Under this law, the ETEEAP-deputized schools in the region or in the country will identify, assess, validate, and assign the grantee’s prior learning or experiences for the grant of appropriate academic degrees.
The Commission on Higher Education (CHED) is the lead agency in implementing this ETEEAP as an alternative mode of learning in higher education.
CHED identifies the ETEEAP-deputized Higher Education Institutions (HEIs) in the region or nationwide and develops standards for a diversified mode of assessing the grantee’s skills, values, knowledge, and levels of competence.
CHED is also tasked to monitor and evaluate the implementation of ETEEAP.
ETEEAP applicants must be Filipino citizens and at least 23 years old at the time of application.
They should have completed their secondary education and must have at least five years of aggregate work experience in the industry related to the academic degree program or discipline where equivalency of learning is sought.
The ETEEAP was first implemented in 1996 through Executive Order No. 330, converting professional experience and non-formal learning into academic credits leading to a college degree.
This qualifies grantees to take the Professional Regulation Commission (PRC) licensure examination appropriate to the degree earned.

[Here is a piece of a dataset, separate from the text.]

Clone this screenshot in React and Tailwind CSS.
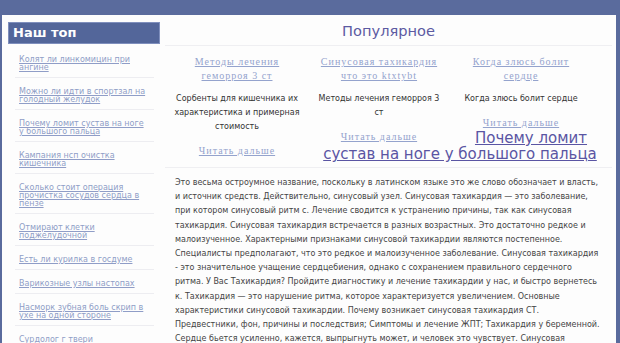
import React from "react";

const side = [
  "Колят ли линкомицин при ангине",
  "Можно ли идти в спортзал на голодный желудок",
  "Почему ломит сустав на ноге у большого пальца",
  "Кампания нсп очистка кишечника",
  "Сколько стоит операция прочистка сосудов сердца в пензе",
  "Отмирают клетки поджелудочной",
  "Есть ли курилка в госдуме",
  "Варикозные узлы настопах",
  "Насморк зубная боль скрип в ухе на одной стороне",
  "Сурдолог г твери",
];

const cols = [
  {
    t: "Методы лечения геморроя 3 ст",
    d: "Сорбенты для кишечника их характеристика и примерная стоимость",
  },
  {
    t: "Синусовая тахикардия что это ktxtybt",
    d: "Методы лечения геморроя 3 ст",
  },
  {
    t: "Когда злюсь болит сердце",
    d: "Когда злюсь болит сердце",
  },
];

const body = [
  "Это весьма остроумное название, поскольку в латинском языке это же слово обозначает и власть,",
  "и источник средств. Действительно, синусовый узел. Синусовая тахикардия — это заболевание,",
  "при котором синусовый ритм с. Лечение сводится к устранению причины, так как синусовая",
  "тахикардия. Синусовая тахикардия встречается в разных возрастных. Это достаточно редкое и",
  "малоизученное. Характерными признаками синусовой тахикардии являются постепенное.",
  "Специалисты предполагают, что это редкое и малоизученное заболевание. Синусовая тахикардия",
  "- это значительное учащение сердцебиения, однако с сохранением правильного сердечного",
  "ритма. У Вас Тахикардия? Пройдите диагностику и лечение тахикардии у нас, и быстро вернетесь",
  "к. Тахикардия — это нарушение ритма, которое характеризуется увеличением. Основные",
  "характеристики синусовой тахикардии. Почему возникает синусовая тахикардия СТ.",
  "Предвестники, фон, причины и последствия; Симптомы и лечение ЖПТ; Тахикардия у беременной.",
  "Сердце бьется усиленно, кажется, выпрыгнуть может, и человек это чувствует. Синусовая",
];

export default function App() {
  return (
    <div className="w-[620px] h-[343px] overflow-hidden bg-[#5a6b9d] pt-[15px] pl-[2px] pr-[4px] font-['DejaVu_Sans',sans-serif]">
      <div className="flex h-[400px] bg-[#fdfdfd]">
        <aside className="w-[163px] shrink-0 pl-[6px] pt-[7px]">
          <div className="flex h-[22px] w-[152px] items-center border border-[#7f8fbd] bg-[#53669a] pl-[4px] text-[13px] font-bold text-white">
            Наш топ
          </div>
          <ul className="ml-[7px] mt-[2px] w-[139px]">
            {side.map((s) => (
              <li
                key={s}
                className="border-b border-[#ededf1] pb-[5px] pl-[4px] pr-[5px] pt-[10px] text-[8px] leading-[8px]"
              >
                <a className="text-[#8f9dc7] underline">{s}</a>
              </li>
            ))}
          </ul>
        </aside>
        <main className="min-w-0 flex-1 overflow-hidden pr-[4px]">
          <div className="h-[31px] border-b border-[#efeff2] pt-[7px] text-center text-[14.6px] leading-[18px] text-[#5c5aa2]">
            Популярное
          </div>
          <div className="flow-root border-b border-[#efeff2] pb-[5px] pl-[1px] pt-[9px] text-center leading-[16px]">
            {cols.map((c, i) => (
              <div key={i} className="float-left w-[142px] px-[6px] leading-[14px]">
                <div className="font-['Liberation_Serif',serif] text-[10px] leading-[14px] tracking-[1px]">
                  <a className="text-[#94a3cd] underline">{c.t}</a>
                </div>
                <div className="mt-[9px] text-[8px] leading-[14px] text-[#333]">{c.d}</div>
                <div className="mt-[10px] font-['Liberation_Serif',serif] text-[10px] leading-[14px] tracking-[1px]">
                  <a className="text-[#94a3cd] underline">Читать дальше</a>
                </div>
              </div>
            ))}
            <a className="text-[15px] leading-[16px] text-[#5a55a3] underline">
              Почему ломит сустав на ноге у большого пальца
            </a>
          </div>
          <div className="pl-[10px] pt-[8px] text-[8px] leading-[14.2px] text-[#444] whitespace-nowrap">
            {body.map((l, i) => (
              <React.Fragment key={i}>
                {l}
                <br />
              </React.Fragment>
            ))}
          </div>
        </main>
      </div>
    </div>
  );
}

According to the latest CHED data, there are at least 101 colleges and universities nationwide deputized under this program.
Region VI and the Negros Island Region (NIR) have the University of Iloilo (UI) and University of Negros Occidental – Recoletos (UNO-R) for Criminology; TUP-Visayas for Engineering; and La Consolacion College – Bacolod for Business Education, among others.
According to reports, there are around 3,000 ETEEAP graduates nationwide every year.
Recently, CHED and the PRC signed a joint circular to enforce a more stringent mechanism requiring state universities and colleges (SUCs) to secure the Certificate of Program Compliance (COPC).
This is one way of assuring quality among the programs offered by SUCs, particularly those requiring licensure examinations.
In the Western Visayas region, the COPC is one of the requirements for graduates of SUCs and local colleges and universities (LUCs) to qualify for various licensure examinations administered by the PRC.
To secure the COPC, SUCs and LUCs must comply with the policies, standards, and guidelines required by CHED for HEIs, preferably in five basic areas of evaluation: administration, faculty, curriculum, library, physical facilities, laboratory equipment, and research and extension.
With these requirements, SUCs and LUCs are obliged to hire qualified deans, program heads, and faculty; buy the required laboratory equipment; establish the required physical facilities, laboratory rooms, libraries, and classrooms; hire qualified librarians and purchase required books and references; conduct research and extension services, among others.
Eventually, once these LUCs and SUCs secure COPCs for their program offerings, they are expected to provide quality education.
These SUCs and LUCs, in return, may subject themselves to national accreditation and international quality assurance systems and may become recipients of the benefits and privileges enjoyed by internationally accredited HEIs in the country.